In order to allow the filtration of difficult samples, the design incorporates a glass fiber prefilter. Although these devices are easy to use they are even more limited by the sample size (i.e. only 12 ml maximum) and are subject to the clogging of the final membrane.
U.S. Pat. No. 5,238,003 discloses a manually operable blood drawing syringe having a barrel with a hollow cylindrical bore with an open rear end and a reduced diameter front end for the attachment of a needle. A pushrod is disposed for slidable movement within the barrel and a disc-shaped plunger or piston is attached to the forward end of the pushrod. A filter which will pass air but is impervious to fluids is disposed between forward and rear perforated plates of the plunger and a sealing flange is disposed around the periphery of the plunger and dimensioned to fit slidingly within the cylindrical bore of the barrel. A flapper seal which is impervious to both gas and fluids is located in abutting contact with the rear face of the plunger and allows air that has passed through the filter in the plunger to escape from an upstream volume into a downstream volume as the pushrod and the plunger move forward in the barrel.

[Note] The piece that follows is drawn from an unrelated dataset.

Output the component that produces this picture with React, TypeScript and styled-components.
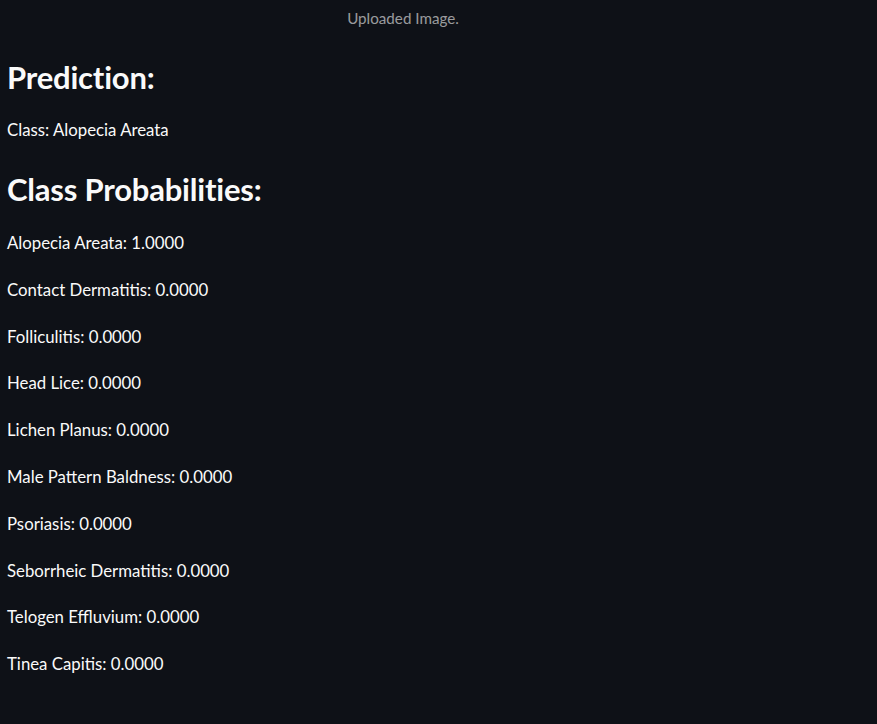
import React from "react";
import styled, { createGlobalStyle } from "styled-components";

const Global = createGlobalStyle`
  html, body {
    margin: 0;
    padding: 0;
    background: #0e1117;
  }
  body {
    font-family: Lato, "Open Sans", sans-serif;
    color: #fafafa;
  }
`;

const Main = styled.main`
  width: 877px;
  min-height: 724px;
  box-sizing: border-box;
  padding: 7px 0 0 7px;
  display: flex;
  flex-direction: column;
`;

const Caption = styled.div`
  width: 792px;
  text-align: center;
  font-size: 15.2px;
  line-height: 22px;
  color: rgba(250, 250, 250, 0.6);
`;

const Heading = styled.h3<{ $top: number }>`
  margin: ${(p) => p.$top}px 0 0 0;
  font-size: 31px;
  font-weight: 700;
  line-height: 40px;
  letter-spacing: -0.2px;
`;

const Text = styled.p<{ $top: number }>`
  margin: ${(p) => p.$top}px 0 0 0;
  font-size: 16.8px;
  line-height: 26px;
`;

const List = styled.div`
  display: flex;
  flex-direction: column;
  gap: 20.8px;
  margin-top: 21px;
`;

const Row = styled.p`
  margin: 0;
  font-size: 16.8px;
  line-height: 26px;
`;

const probs: [string, string][] = [
  ["Alopecia Areata", "1.0000"],
  ["Contact Dermatitis", "0.0000"],
  ["Folliculitis", "0.0000"],
  ["Head Lice", "0.0000"],
  ["Lichen Planus", "0.0000"],
  ["Male Pattern Baldness", "0.0000"],
  ["Psoriasis", "0.0000"],
  ["Seborrheic Dermatitis", "0.0000"],
  ["Telogen Effluvium", "0.0000"],
  ["Tinea Capitis", "0.0000"],
];

export default function App() {
  return (
    <>
      <Global />
      <Main>
        <Caption>Uploaded Image.</Caption>
        <Heading $top={28}>Prediction:</Heading>
        <Text $top={20}>Class: Alopecia Areata</Text>
        <Heading $top={26}>Class Probabilities:</Heading>
        <List>
          {probs.map(([name, v]) => (
            <Row key={name}>
              {name}: {v}
            </Row>
          ))}
        </List>
      </Main>
    </>
  );
}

EP-A-0294185 discloses a filtering device for fluids which is similar to the above described Autovial™ syringeless filters. It comprises a barrel with an open end sod a flow discharge end with a nipple that is in communication with the interior volume of the barrel. A plunger is slidable disposed in the barrel through the open end towards the discharge end. A filter is disposed adjacent the barrel inwardly of and adjacent to the discharge nipple. In operation the sample fluid to be filtered is poured into the volume of the barrel so as to be disposed above the filter. The plunger is then inserted into the open end of the barrel and pushed towards the flow discharge end. The sample will have been fully filtered and dispensed from the nipple when the plunger is fully depressed and the forward face of the plunger engages a bottom end of the barrel. This device suffers from the premature clogging of the membrane surface if samples with a larger particulate material load are to be processed.

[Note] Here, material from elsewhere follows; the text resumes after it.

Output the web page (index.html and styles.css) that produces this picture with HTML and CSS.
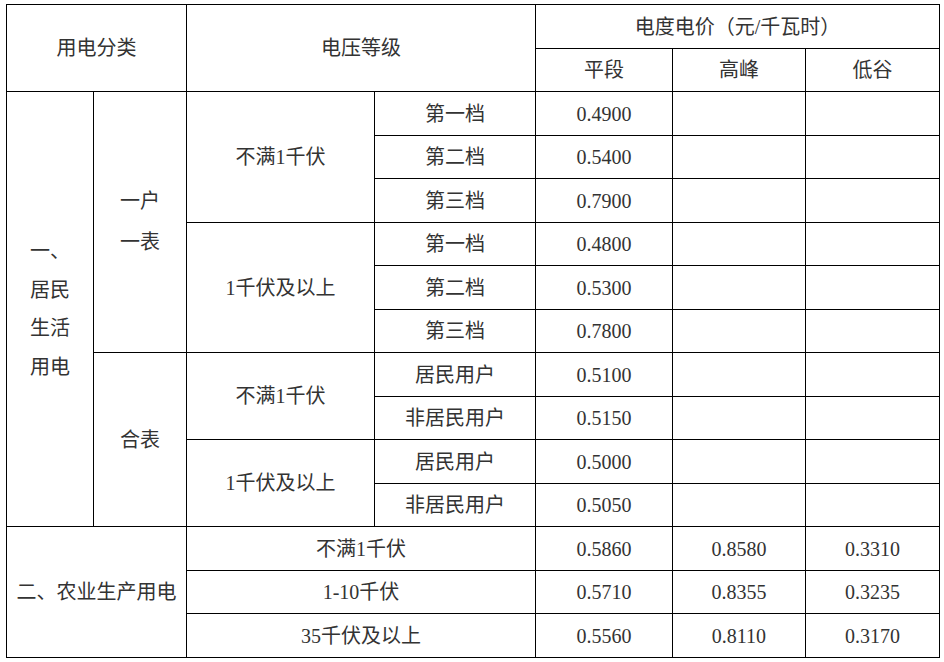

WO 97/15399 discloses a portable and disposable centrifugal cell separation device for biological fluids like blood. The device comprises a hollow centrifugal processing chamber rotatable about an axis of rotation and having a common axial inlet/outlet port for the fluid to be processed. The processing chamber contains a movable plunger which defines a separation space of variable size and a vacuum/pressure space and being movable to intake the selected quantity of a sample fluid into the separation space via the inlet/outlet port, and to express processed sedimented fluid components after centrifugation from the separation space via the inlet/outlet port. The plunger is moved towards the inlet/outlet port end of the processing chamber by pressurized air introduced into the vacuum/pressure space.